** Recorded data **
......

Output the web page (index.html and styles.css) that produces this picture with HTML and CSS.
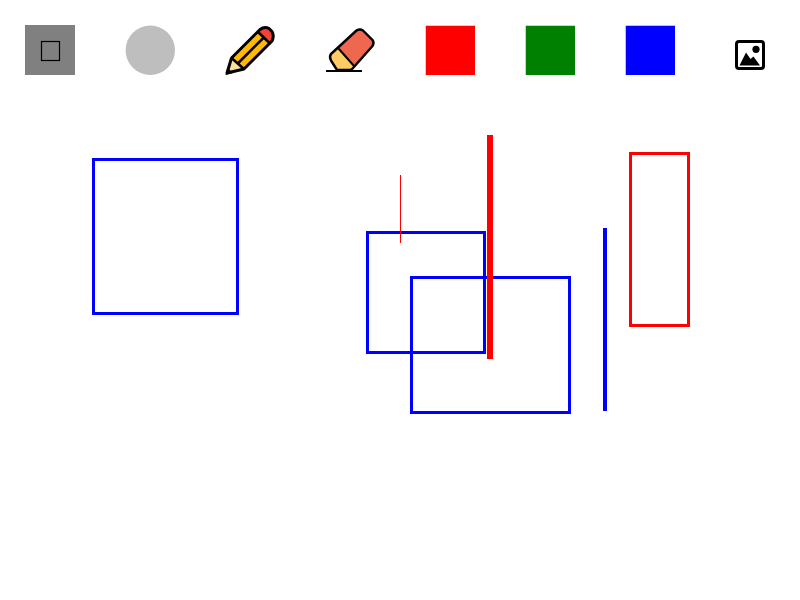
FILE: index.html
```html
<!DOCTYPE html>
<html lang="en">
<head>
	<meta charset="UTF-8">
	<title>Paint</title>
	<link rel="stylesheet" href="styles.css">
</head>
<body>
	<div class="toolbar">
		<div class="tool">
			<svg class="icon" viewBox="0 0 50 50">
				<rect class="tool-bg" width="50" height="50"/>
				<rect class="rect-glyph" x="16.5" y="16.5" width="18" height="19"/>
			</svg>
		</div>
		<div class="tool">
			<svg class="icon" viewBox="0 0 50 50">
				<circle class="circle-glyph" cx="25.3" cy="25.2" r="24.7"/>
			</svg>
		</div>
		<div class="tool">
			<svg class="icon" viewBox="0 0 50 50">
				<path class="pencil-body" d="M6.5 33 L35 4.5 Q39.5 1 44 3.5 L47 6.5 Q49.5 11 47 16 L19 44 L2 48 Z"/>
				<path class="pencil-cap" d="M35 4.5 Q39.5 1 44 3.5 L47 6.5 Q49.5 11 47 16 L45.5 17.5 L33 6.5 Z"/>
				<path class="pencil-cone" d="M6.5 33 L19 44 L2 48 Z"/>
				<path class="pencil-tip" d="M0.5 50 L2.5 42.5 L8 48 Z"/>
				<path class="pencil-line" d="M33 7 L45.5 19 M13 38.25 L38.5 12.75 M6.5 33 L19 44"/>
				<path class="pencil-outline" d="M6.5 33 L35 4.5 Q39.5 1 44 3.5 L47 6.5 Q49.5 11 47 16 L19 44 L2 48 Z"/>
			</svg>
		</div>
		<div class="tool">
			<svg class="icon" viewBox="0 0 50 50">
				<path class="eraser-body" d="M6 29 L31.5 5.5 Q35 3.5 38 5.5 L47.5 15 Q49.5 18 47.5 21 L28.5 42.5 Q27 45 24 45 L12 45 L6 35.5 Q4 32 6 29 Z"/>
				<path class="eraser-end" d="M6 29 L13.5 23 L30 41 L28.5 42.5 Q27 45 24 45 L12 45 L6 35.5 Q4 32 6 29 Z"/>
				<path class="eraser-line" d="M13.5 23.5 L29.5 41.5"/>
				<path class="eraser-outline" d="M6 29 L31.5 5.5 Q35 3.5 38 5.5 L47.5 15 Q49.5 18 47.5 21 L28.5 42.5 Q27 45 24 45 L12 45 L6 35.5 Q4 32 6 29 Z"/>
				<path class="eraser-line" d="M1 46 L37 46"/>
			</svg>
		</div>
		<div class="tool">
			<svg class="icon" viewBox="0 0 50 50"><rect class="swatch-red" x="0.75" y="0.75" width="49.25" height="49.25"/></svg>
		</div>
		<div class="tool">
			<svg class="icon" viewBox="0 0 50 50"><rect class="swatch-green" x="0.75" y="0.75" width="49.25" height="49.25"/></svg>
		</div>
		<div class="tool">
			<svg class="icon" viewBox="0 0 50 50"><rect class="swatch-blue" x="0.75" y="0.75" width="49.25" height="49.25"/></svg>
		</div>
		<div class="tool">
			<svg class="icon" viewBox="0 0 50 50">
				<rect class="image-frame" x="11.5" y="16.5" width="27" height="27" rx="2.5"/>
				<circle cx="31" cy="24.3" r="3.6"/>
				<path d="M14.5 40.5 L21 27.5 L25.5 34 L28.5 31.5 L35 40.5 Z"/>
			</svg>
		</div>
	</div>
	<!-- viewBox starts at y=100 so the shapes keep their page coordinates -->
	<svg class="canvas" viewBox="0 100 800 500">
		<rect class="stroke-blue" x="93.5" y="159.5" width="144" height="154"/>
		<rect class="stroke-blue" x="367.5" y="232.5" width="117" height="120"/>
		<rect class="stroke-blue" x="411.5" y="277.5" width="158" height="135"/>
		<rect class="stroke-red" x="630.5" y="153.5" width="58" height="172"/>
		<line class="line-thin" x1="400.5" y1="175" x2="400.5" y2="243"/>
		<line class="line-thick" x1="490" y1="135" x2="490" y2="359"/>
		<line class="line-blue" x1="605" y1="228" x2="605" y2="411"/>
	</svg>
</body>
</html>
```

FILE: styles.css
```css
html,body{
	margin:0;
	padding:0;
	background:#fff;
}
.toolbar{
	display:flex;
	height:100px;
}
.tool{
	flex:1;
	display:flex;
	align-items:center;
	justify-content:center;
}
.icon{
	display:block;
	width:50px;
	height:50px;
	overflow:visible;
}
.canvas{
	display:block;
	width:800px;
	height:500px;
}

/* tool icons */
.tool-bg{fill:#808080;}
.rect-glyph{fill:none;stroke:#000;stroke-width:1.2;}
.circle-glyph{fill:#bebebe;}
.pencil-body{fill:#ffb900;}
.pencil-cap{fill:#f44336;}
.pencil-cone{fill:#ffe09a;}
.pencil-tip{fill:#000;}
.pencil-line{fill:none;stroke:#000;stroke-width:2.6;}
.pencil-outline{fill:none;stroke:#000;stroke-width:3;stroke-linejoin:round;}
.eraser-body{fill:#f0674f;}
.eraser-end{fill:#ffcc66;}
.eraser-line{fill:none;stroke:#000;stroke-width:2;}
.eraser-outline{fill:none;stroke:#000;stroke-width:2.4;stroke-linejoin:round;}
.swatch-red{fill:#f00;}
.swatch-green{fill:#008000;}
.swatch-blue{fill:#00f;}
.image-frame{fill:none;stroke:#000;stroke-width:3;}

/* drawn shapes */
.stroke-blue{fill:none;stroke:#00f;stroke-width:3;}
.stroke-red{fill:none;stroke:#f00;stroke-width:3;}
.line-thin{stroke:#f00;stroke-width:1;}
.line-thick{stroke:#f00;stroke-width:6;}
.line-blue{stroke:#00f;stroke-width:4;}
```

......

** What to produce **
Write out the full listing verbatim, excluding its pictures.

** Exercise output **
Output the web page (index.html and styles.css) that produces this picture with HTML and CSS.
FILE: index.html
```html
<!DOCTYPE html>
<html lang="en">
<head>
	<meta charset="UTF-8">
	<title>Paint</title>
	<link rel="stylesheet" href="styles.css">
</head>
<body>
	<div class="toolbar">
		<div class="tool">
			<svg class="icon" viewBox="0 0 50 50">
				<rect class="tool-bg" width="50" height="50"/>
				<rect class="rect-glyph" x="16.5" y="16.5" width="18" height="19"/>
			</svg>
		</div>
		<div class="tool">
			<svg class="icon" viewBox="0 0 50 50">
				<circle class="circle-glyph" cx="25.3" cy="25.2" r="24.7"/>
			</svg>
		</div>
		<div class="tool">
			<svg class="icon" viewBox="0 0 50 50">
				<path class="pencil-body" d="M6.5 33 L35 4.5 Q39.5 1 44 3.5 L47 6.5 Q49.5 11 47 16 L19 44 L2 48 Z"/>
				<path class="pencil-cap" d="M35 4.5 Q39.5 1 44 3.5 L47 6.5 Q49.5 11 47 16 L45.5 17.5 L33 6.5 Z"/>
				<path class="pencil-cone" d="M6.5 33 L19 44 L2 48 Z"/>
				<path class="pencil-tip" d="M0.5 50 L2.5 42.5 L8 48 Z"/>
				<path class="pencil-line" d="M33 7 L45.5 19 M13 38.25 L38.5 12.75 M6.5 33 L19 44"/>
				<path class="pencil-outline" d="M6.5 33 L35 4.5 Q39.5 1 44 3.5 L47 6.5 Q49.5 11 47 16 L19 44 L2 48 Z"/>
			</svg>
		</div>
		<div class="tool">
			<svg class="icon" viewBox="0 0 50 50">
				<path class="eraser-body" d="M6 29 L31.5 5.5 Q35 3.5 38 5.5 L47.5 15 Q49.5 18 47.5 21 L28.5 42.5 Q27 45 24 45 L12 45 L6 35.5 Q4 32 6 29 Z"/>
				<path class="eraser-end" d="M6 29 L13.5 23 L30 41 L28.5 42.5 Q27 45 24 45 L12 45 L6 35.5 Q4 32 6 29 Z"/>
				<path class="eraser-line" d="M13.5 23.5 L29.5 41.5"/>
				<path class="eraser-outline" d="M6 29 L31.5 5.5 Q35 3.5 38 5.5 L47.5 15 Q49.5 18 47.5 21 L28.5 42.5 Q27 45 24 45 L12 45 L6 35.5 Q4 32 6 29 Z"/>
				<path class="eraser-line" d="M1 46 L37 46"/>
			</svg>
		</div>
		<div class="tool">
			<svg class="icon" viewBox="0 0 50 50"><rect class="swatch-red" x="0.75" y="0.75" width="49.25" height="49.25"/></svg>
		</div>
		<div class="tool">
			<svg class="icon" viewBox="0 0 50 50"><rect class="swatch-green" x="0.75" y="0.75" width="49.25" height="49.25"/></svg>
		</div>
		<div class="tool">
			<svg class="icon" viewBox="0 0 50 50"><rect class="swatch-blue" x="0.75" y="0.75" width="49.25" height="49.25"/></svg>
		</div>
		<div class="tool">
			<svg class="icon" viewBox="0 0 50 50">
				<rect class="image-frame" x="11.5" y="16.5" width="27" height="27" rx="2.5"/>
				<circle cx="31" cy="24.3" r="3.6"/>
				<path d="M14.5 40.5 L21 27.5 L25.5 34 L28.5 31.5 L35 40.5 Z"/>
			</svg>
		</div>
	</div>
	<!-- viewBox starts at y=100 so the shapes keep their page coordinates -->
	<svg class="canvas" viewBox="0 100 800 500">
		<rect class="stroke-blue" x="93.5" y="159.5" width="144" height="154"/>
		<rect class="stroke-blue" x="367.5" y="232.5" width="117" height="120"/>
		<rect class="stroke-blue" x="411.5" y="277.5" width="158" height="135"/>
		<rect class="stroke-red" x="630.5" y="153.5" width="58" height="172"/>
		<line class="line-thin" x1="400.5" y1="175" x2="400.5" y2="243"/>
		<line class="line-thick" x1="490" y1="135" x2="490" y2="359"/>
		<line class="line-blue" x1="605" y1="228" x2="605" y2="411"/>
	</svg>
</body>
</html>
```

FILE: styles.css
```css
html,body{
	margin:0;
	padding:0;
	background:#fff;
}
.toolbar{
	display:flex;
	height:100px;
}
.tool{
	flex:1;
	display:flex;
	align-items:center;
	justify-content:center;
}
.icon{
	display:block;
	width:50px;
	height:50px;
	overflow:visible;
}
.canvas{
	display:block;
	width:800px;
	height:500px;
}

/* tool icons */
.tool-bg{fill:#808080;}
.rect-glyph{fill:none;stroke:#000;stroke-width:1.2;}
.circle-glyph{fill:#bebebe;}
.pencil-body{fill:#ffb900;}
.pencil-cap{fill:#f44336;}
.pencil-cone{fill:#ffe09a;}
.pencil-tip{fill:#000;}
.pencil-line{fill:none;stroke:#000;stroke-width:2.6;}
.pencil-outline{fill:none;stroke:#000;stroke-width:3;stroke-linejoin:round;}
.eraser-body{fill:#f0674f;}
.eraser-end{fill:#ffcc66;}
.eraser-line{fill:none;stroke:#000;stroke-width:2;}
.eraser-outline{fill:none;stroke:#000;stroke-width:2.4;stroke-linejoin:round;}
.swatch-red{fill:#f00;}
.swatch-green{fill:#008000;}
.swatch-blue{fill:#00f;}
.image-frame{fill:none;stroke:#000;stroke-width:3;}

/* drawn shapes */
.stroke-blue{fill:none;stroke:#00f;stroke-width:3;}
.stroke-red{fill:none;stroke:#f00;stroke-width:3;}
.line-thin{stroke:#f00;stroke-width:1;}
.line-thick{stroke:#f00;stroke-width:6;}
.line-blue{stroke:#00f;stroke-width:4;}
```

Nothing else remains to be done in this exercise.